What are destructive relationships (Xi, Chong, Hai, Po) in Four-Pillar astrology?
Destructive relationships (commonly translated as Clash, Punishment, Harm, and Break) point to branch interactions that create conflict, loss, or internal stress. They signal challenges, sudden events, illnesses or legal matters—but can also catalyze transformation.
Four destructive types:
• Six Clashes (Liu Chong): Opposing branches (Zi-Wu, Chou-Wei, Yin-Shen, Mao-You, Chen-Xu, Si-Hai). These bring sharp changes—relocation, separation, or sudden crises. The nature of the clash depends on which elements are involved.
• Three Punishments (San Xing): Patterns of internal suffering and ongoing friction (e.g., Zi-Mao punishment; Yin-Si-Shen punishment). These often relate to legal trouble, chronic conflict, or internal self-punishment.

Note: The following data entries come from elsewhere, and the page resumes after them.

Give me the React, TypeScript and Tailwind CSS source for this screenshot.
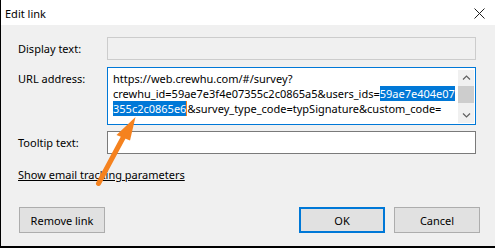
const urlLines = {
    first: "https://web.crewhu.com/#/survey?",
    second: "crewhu_id=59ae7e3f4e07355c2c0865a5&users_ids=",
    secondSel: "59ae7e404e07",
    thirdSel: "355c2c0865e6",
    third: "&survey_type_code=typSignature&custom_code=",
};

function Chevron({ down }: { down?: boolean }) {
    return (
        <svg width="9" height="6" viewBox="0 0 9 6" className="block">
            <path
                d={down ? "M1 1.5l3.5 3.5 3.5-3.5" : "M1 4.5l3.5-3.5 3.5 3.5"}
                fill="none"
                stroke="#606060"
                strokeWidth={1.2}
            />
        </svg>
    );
}

function ScrollBar() {
    return (
        <div className="mt-[2px] mb-px mr-px flex w-[16px] flex-col bg-[#f0f0f0]">
            <div className="flex h-[16px] items-center justify-center">
                <Chevron />
            </div>
            <div className="h-[17px] bg-[#cdcdcd]" />
            <div className="flex-1" />
            <div className="flex h-[16px] items-center justify-center">
                <Chevron down />
            </div>
        </div>
    );
}

function Button({ label, primary }: { label: string; primary?: boolean }) {
    return (
        <div
            className={
                primary
                    ? "flex h-[26px] w-[86px] items-center justify-center border-2 border-[#0078d7] bg-[#e1e1e1]"
                    : "flex h-[26px] w-[86px] items-center justify-center border border-[#adadad] bg-[#e1e1e1]"
            }
        >
            {label}
        </div>
    );
}

export default function App() {
    return (
        <div className="relative h-[248px] w-[495px] overflow-hidden border-b-2 border-l border-black bg-[#f0f0f0] font-[family-name:'Noto_Sans',sans-serif] text-[11px] leading-[15px] text-black">
            {/* title bar */}
            <div className="flex h-[25px] items-center justify-between bg-white pl-[4px] pr-[10px] pt-px">
                <span>Edit link</span>
                <svg width="11" height="11" viewBox="0 0 11 11" className="block">
                    <path d="M0.5 0.5l10 10M10.5 0.5l-10 10" stroke="#1e1e1e" strokeWidth={1} />
                </svg>
            </div>

            <div className="flex flex-col pl-[17px] pr-[15px] pt-[12px]">
                <div className="flex h-[23px] items-center">
                    <span className="w-[89px]">Display text:</span>
                    <div className="h-[23px] w-[369px] border border-[#cccccc] bg-[#f0f0f0]" />
                </div>

                <div className="mt-[7px] flex items-start">
                    <span className="w-[89px] pt-[4px]">URL address:</span>
                    <div className="flex h-[58px] w-[369px] border border-[#0078d7] bg-white">
                        <div className="flex-1 overflow-hidden whitespace-nowrap pl-[5px] pt-[3px]">
                            <div>{urlLines.first}</div>
                            <div>
                                {urlLines.second}
                                <span className="bg-[#0078d7] text-white">{urlLines.secondSel}</span>
                            </div>
                            <div>
                                <span className="bg-[#0078d7] text-white">{urlLines.thirdSel}</span>
                                <span className="inline-block h-[15px] w-px bg-[#f5821f] align-top" />
                                {urlLines.third}
                            </div>
                        </div>
                        <ScrollBar />
                    </div>
                </div>

                <div className="mt-[6px] flex h-[23px] items-center">
                    <span className="w-[89px]">Tooltip text:</span>
                    <div className="h-[23px] w-[369px] border border-[#7a7a7a] bg-white" />
                </div>

                <div className="mt-[13px]">
                    <span className="underline">Show email tracking parameters</span>
                </div>

                <div className="mt-[25px] flex">
                    <div className="ml-px">
                        <Button label="Remove link" />
                    </div>
                    <div className="ml-auto flex gap-[9px]">
                        <Button label="OK" primary />
                        <Button label="Cancel" />
                    </div>
                </div>
            </div>

            {/* annotation arrow */}
            <svg
                className="pointer-events-none absolute left-[-1px] top-0 h-[248px] w-[495px]"
                viewBox="0 0 495 248"
            >
                <path d="M98.5 183.5L124 136" stroke="#f5821f" strokeWidth={5} strokeLinecap="round" />
                <polygon points="135.5,117 116.5,135 130,140.5" fill="#f5821f" />
            </svg>
        </div>
    );
}
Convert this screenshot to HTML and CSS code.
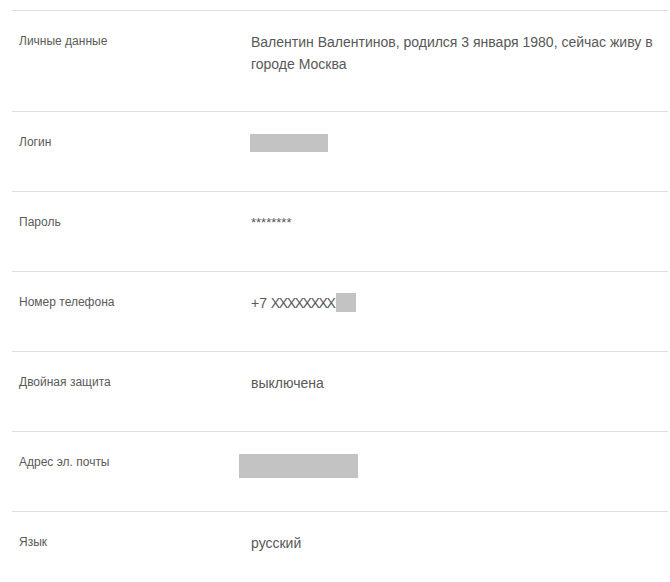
FILE: index.html
```html
<!DOCTYPE html>
<html lang="ru">
<head>
<meta charset="utf-8">
<title>Личные данные</title>
<link rel="stylesheet" href="styles.css">
</head>
<body>
<div class="settings">
  <div class="row">
    <div class="label">Личные данные</div>
    <div class="value">Валентин Валентинов, родился 3 января 1980, сейчас живу в городе Москва</div>
  </div>
  <div class="row">
    <div class="label">Логин</div>
    <div class="value"><div class="mask mask-login"></div></div>
  </div>
  <div class="row">
    <div class="label">Пароль</div>
    <div class="value password">********</div>
  </div>
  <div class="row">
    <div class="label">Номер телефона</div>
    <div class="value">+7 <span class="xs">XXXXXXXX</span><span class="mask mask-phone"></span></div>
  </div>
  <div class="row">
    <div class="label">Двойная защита</div>
    <div class="value">выключена</div>
  </div>
  <div class="row">
    <div class="label">Адрес эл. почты</div>
    <div class="value"><div class="mask mask-email"></div></div>
  </div>
  <div class="row">
    <div class="label">Язык</div>
    <div class="value">русский</div>
  </div>
</div>
</body>
</html>
```
FILE: styles.css
```css
html, body {
  margin: 0;
  padding: 0;
  background: #ffffff;
}

body {
  font-family: "Liberation Sans", Arial, sans-serif;
  color: #555555;
}

.settings {
  margin: 10px 0 0 12px;
  width: 656px;
}

.row {
  display: grid;
  grid-template-columns: 238px 1fr;
  box-sizing: border-box;
  min-height: 80px;
  padding: 19px 0 37px;
  border-top: 1px solid #dedede;
  line-height: 22px;
}

.label {
  padding-left: 7px;
  font-size: 12px;
  color: #5a5a5a;
}

.value {
  padding: 1px 0 0 1px;
  margin-bottom: -1px;
  font-size: 14px;
  color: #585858;
}

.password {
  font-size: 13px;
}

.xs {
  letter-spacing: -1.4px;
}

.mask {
  background: #c3c3c3;
}

.mask-login {
  width: 78px;
  height: 18px;
  margin: 2px 0 1px -1px;
}

.mask-phone {
  display: inline-block;
  vertical-align: top;
  width: 20px;
  height: 19px;
  margin: 1px 0 0 2px;
}

.mask-email {
  width: 119px;
  height: 24px;
  margin: 2px 0 -5px -12px;
}
```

• Six Harms (Liu Hai): Pairs that imply secret undermining or sabotage (e.g., Zi-Wei). Harms often surface as hidden enemies or subtle erosion of trust.
• Six Breaks (Liu Po): Lighter, more internal forms of damage—small ruptures, interrupted plans, relationship fissures.
Core principle: Destructive patterns are not automatically bad. If a clash hits a person’s useful star it can weaken them; if it hits a harmful star, it can clear obstacles and become beneficial. Full-chart context (what’s being clashed, the day-master’s strength, luck cycles) determines the real outcome.